Summit enables us to model significant changes between propulsor size, efficiency and noise, by harnessing the acceleration of those GPU codes. This capability enables us to iterate designs very, very quickly,” Ahuja said.
By comparison, changing designs via actual fabrication and physical testing could take years.
“It’s also the innovation benefits that help us maintain our technology leadership.

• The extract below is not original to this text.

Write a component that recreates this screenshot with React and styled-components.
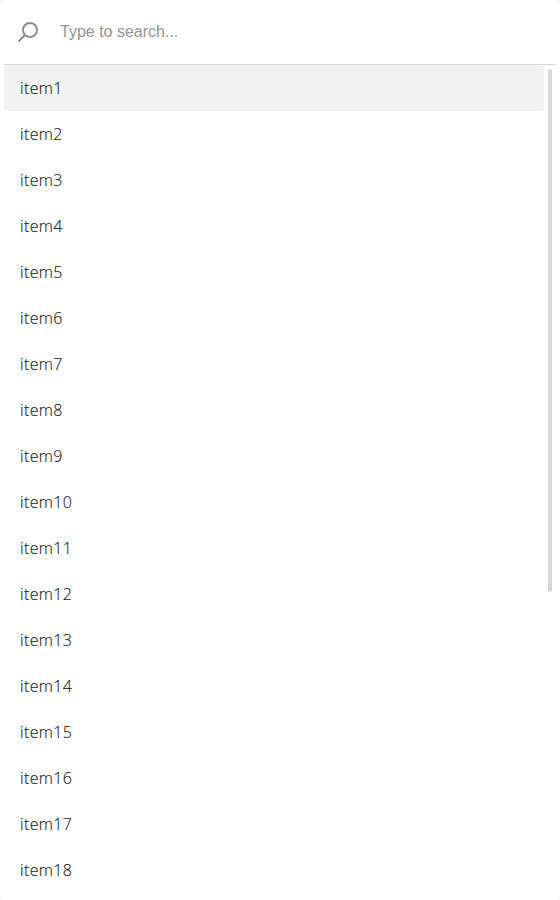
import React from "react";
import styled, { createGlobalStyle } from "styled-components";

const GlobalStyle = createGlobalStyle`
  * { box-sizing: border-box; }
  body { margin: 0; background: #f8f8f8; overflow: hidden; }
`;

const Panel = styled.div`
  display: flex;
  flex-direction: column;
  height: 900px;
  padding: 0 4px;
  background: #fff;
  border-radius: 6px;
  overflow: hidden;
`;

const SearchBar = styled.label`
  display: flex;
  align-items: center;
  flex: none;
  height: 65px;
  padding: 0 12px 1px 12px;
  border-bottom: 1px solid #d4d4d4;
`;

const SearchIcon = styled.svg`
  width: 24px;
  height: 24px;
  margin-right: 20px;
  fill: none;
  stroke: #8c8c8c;
  stroke-width: 2;
`;

const SearchInput = styled.input`
  flex: 1;
  min-width: 0;
  padding: 0;
  border: 0;
  outline: 0;
  background: transparent;
  font: 16px "Liberation Sans", Arial, sans-serif;
  color: #212121;
  &::placeholder { color: #949494; opacity: 1; }
`;

const Body = styled.div`
  display: flex;
  flex: 1;
  min-height: 0;
`;

const List = styled.ul`
  flex: 1;
  margin: 0;
  padding: 0;
  list-style: none;
`;

const Item = styled.li`
  height: 46px;
  padding: 0 16px;
  border-radius: 3px;
  background: ${(p) => (p.$active ? "#f3f3f3" : "transparent")};
  font: 300 16px/46px "Open Sans", sans-serif;
  letter-spacing: 0.35px;
  -webkit-text-stroke: 0.15px #222;
  color: #222;
`;

const ScrollTrack = styled.div`
  flex: none;
  width: 12px;
  padding: 4px;
`;

const ScrollThumb = styled.div`
  height: 523px;
  border-radius: 2px;
  background: #d6d6d6;
`;

const items = Array.from({ length: 18 }, (_, i) => `item${i + 1}`);

export default function App() {
  return (
    <>
      <GlobalStyle />
      <Panel>
        <SearchBar>
          <SearchIcon viewBox="0 0 24 24">
            <circle cx="14" cy="10" r="7" />
            <path d="M9 15L2.5 21.5" />
          </SearchIcon>
          <SearchInput placeholder="Type to search..." />
        </SearchBar>
        <Body>
          <List>
            {items.map((name, i) => (
              <Item key={name} $active={i === 0}>{name}</Item>
            ))}
          </List>
          <ScrollTrack>
            <ScrollThumb />
          </ScrollTrack>
        </Body>
      </Panel>
    </>
  );
}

I think it’s important to point out that we are doing more with less,” Ahuja added.
With Summit’s ability to solve complex analysis problems quickly, Whisper Aero is now better positioned to bring its ideas to reality sooner.
But what most excites Moore is the technology’s potential to change the way we fly.
“It’s just such an exciting age for aviation,” Moore said. “Access to Summit is allowing us to reinvent how [aero]planes are designed and what they are capable of doing – it’s almost like a Wright brothers age again.”